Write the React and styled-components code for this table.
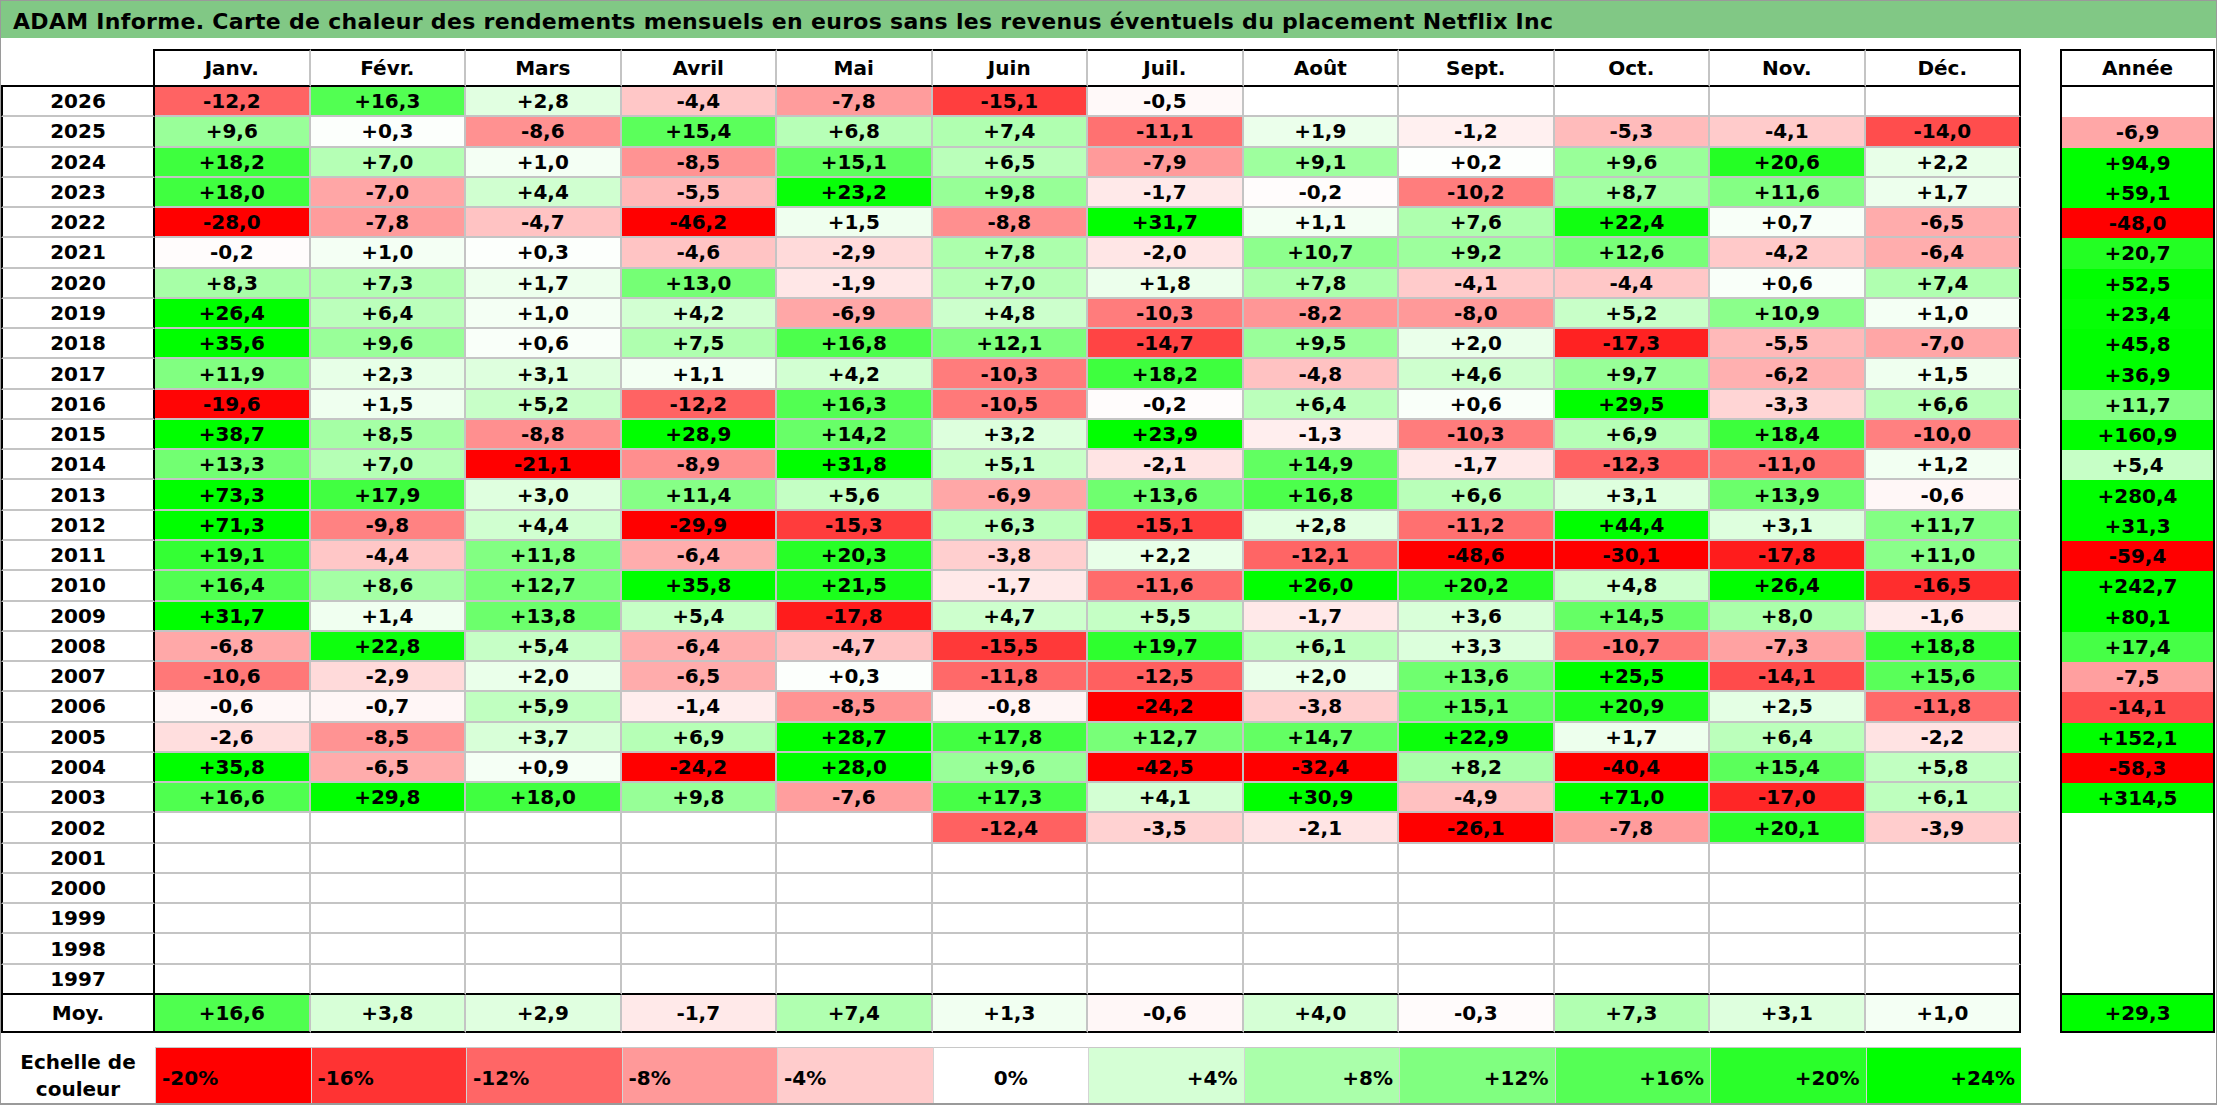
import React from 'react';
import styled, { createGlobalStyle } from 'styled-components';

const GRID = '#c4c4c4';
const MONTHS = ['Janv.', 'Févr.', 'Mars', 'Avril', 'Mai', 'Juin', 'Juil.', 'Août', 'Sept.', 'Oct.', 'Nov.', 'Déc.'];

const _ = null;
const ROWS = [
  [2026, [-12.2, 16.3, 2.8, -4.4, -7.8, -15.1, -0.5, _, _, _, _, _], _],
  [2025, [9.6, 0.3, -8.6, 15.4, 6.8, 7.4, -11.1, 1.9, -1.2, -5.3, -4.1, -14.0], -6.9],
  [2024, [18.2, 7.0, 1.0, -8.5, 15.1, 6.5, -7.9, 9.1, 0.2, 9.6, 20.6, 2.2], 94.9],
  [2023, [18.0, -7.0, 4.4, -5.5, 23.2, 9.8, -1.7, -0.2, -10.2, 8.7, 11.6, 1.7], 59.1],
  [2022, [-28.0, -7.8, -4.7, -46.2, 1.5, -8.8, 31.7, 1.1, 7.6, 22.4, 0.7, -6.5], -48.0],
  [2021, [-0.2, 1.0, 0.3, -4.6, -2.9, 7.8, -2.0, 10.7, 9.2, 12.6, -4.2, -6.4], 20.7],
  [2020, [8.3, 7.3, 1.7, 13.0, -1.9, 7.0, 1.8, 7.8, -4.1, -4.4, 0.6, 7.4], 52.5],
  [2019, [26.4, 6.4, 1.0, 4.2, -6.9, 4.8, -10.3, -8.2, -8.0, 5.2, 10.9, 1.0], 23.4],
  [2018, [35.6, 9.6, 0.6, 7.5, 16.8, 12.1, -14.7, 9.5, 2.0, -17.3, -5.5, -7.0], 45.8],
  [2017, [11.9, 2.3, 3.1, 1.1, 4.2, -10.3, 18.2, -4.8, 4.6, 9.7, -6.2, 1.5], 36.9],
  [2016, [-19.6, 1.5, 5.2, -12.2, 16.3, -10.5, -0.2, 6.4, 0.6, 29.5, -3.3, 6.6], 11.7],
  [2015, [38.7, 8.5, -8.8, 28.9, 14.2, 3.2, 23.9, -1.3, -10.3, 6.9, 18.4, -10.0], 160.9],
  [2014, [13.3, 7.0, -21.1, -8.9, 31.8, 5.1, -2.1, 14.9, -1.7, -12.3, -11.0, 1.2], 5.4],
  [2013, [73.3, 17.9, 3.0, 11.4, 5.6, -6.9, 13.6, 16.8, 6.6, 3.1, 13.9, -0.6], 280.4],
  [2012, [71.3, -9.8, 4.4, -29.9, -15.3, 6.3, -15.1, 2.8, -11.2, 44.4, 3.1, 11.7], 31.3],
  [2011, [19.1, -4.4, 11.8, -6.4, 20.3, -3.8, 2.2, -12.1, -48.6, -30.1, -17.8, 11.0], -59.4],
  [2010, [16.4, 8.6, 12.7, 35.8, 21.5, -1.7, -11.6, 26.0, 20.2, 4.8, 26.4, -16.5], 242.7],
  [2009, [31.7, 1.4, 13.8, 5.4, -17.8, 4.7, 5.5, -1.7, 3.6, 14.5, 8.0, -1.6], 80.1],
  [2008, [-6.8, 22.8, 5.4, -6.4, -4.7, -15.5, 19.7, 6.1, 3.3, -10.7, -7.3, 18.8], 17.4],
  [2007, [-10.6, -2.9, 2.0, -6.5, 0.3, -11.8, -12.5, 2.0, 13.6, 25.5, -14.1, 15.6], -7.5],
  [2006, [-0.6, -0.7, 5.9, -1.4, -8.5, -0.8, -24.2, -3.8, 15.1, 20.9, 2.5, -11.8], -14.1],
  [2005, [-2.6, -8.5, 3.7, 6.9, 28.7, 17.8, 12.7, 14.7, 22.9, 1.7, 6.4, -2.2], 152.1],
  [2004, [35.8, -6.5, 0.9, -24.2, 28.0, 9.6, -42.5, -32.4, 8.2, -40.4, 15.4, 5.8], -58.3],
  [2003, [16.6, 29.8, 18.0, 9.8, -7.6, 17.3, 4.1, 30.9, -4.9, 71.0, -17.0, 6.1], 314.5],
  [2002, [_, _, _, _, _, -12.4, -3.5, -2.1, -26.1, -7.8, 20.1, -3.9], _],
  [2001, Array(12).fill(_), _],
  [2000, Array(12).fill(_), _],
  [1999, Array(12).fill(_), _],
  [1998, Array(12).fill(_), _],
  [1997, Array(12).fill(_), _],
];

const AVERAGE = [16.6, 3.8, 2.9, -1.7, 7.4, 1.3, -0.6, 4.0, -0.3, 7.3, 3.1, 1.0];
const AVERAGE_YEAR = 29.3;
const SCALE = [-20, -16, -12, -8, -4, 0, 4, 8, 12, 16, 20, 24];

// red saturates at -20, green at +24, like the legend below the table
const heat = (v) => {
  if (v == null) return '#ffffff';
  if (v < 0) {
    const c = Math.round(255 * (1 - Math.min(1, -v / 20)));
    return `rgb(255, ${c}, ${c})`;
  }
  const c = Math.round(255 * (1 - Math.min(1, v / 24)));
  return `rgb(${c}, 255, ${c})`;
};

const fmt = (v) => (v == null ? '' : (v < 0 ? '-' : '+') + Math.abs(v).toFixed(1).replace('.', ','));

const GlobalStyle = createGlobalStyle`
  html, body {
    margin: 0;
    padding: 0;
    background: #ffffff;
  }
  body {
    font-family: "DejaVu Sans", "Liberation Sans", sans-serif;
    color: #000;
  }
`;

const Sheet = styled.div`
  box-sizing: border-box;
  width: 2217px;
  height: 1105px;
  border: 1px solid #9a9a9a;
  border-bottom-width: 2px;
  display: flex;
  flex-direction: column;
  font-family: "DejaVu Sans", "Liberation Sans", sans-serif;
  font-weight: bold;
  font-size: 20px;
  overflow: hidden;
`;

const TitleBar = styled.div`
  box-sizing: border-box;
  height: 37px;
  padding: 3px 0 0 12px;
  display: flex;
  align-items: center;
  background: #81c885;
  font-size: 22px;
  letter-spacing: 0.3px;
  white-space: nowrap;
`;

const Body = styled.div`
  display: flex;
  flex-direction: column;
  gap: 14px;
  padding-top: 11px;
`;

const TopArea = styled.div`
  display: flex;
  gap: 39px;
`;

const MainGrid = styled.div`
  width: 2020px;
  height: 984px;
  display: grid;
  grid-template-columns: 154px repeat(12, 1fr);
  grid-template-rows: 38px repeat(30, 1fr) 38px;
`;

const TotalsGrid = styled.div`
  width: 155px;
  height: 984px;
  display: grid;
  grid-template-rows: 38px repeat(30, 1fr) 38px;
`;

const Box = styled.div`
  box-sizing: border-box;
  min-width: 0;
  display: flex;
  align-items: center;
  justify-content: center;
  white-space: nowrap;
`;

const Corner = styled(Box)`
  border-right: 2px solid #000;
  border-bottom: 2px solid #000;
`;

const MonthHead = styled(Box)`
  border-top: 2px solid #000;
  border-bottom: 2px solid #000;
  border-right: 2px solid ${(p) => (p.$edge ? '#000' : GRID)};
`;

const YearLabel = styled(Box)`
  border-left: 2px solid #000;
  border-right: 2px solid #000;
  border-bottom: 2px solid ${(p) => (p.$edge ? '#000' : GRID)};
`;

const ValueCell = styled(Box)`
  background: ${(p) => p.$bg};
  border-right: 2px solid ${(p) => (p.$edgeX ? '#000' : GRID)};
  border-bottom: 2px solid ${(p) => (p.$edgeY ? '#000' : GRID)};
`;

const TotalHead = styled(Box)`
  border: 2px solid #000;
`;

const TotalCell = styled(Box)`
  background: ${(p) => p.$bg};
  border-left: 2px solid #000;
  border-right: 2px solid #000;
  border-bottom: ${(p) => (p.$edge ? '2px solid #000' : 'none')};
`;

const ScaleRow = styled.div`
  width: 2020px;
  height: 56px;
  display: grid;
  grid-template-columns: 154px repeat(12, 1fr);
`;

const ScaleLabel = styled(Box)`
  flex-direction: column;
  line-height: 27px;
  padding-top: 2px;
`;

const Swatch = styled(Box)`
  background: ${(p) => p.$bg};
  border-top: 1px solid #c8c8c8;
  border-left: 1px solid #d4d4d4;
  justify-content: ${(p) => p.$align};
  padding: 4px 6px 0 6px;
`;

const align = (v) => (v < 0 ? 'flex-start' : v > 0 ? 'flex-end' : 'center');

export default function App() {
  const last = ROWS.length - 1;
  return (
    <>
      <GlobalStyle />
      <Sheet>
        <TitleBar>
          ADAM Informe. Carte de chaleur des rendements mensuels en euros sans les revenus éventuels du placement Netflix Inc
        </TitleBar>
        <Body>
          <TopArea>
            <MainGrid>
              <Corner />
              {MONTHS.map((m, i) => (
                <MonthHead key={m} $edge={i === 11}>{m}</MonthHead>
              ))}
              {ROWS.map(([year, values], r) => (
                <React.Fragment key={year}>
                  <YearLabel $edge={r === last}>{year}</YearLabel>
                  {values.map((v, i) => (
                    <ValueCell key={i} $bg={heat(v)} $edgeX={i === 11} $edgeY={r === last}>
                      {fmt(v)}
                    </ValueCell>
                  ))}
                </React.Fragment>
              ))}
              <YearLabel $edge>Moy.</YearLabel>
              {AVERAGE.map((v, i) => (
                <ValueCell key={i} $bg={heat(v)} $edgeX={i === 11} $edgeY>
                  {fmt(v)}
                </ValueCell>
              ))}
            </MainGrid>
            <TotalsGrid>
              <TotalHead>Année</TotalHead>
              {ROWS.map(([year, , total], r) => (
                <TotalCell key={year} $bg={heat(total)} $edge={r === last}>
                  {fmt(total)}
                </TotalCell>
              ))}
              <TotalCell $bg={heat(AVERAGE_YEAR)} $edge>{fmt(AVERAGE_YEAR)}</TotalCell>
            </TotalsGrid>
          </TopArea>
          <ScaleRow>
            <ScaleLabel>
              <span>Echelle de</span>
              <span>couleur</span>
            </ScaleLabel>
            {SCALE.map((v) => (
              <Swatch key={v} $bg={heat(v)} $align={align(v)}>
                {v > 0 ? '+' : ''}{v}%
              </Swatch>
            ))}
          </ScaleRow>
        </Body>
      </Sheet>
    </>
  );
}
= = = = =
Exercise instructions:
Pick out each line in the material containing "table".

Exercise solution:
Write the React and styled-components code for this table.
// red saturates at -20, green at +24, like the legend below the table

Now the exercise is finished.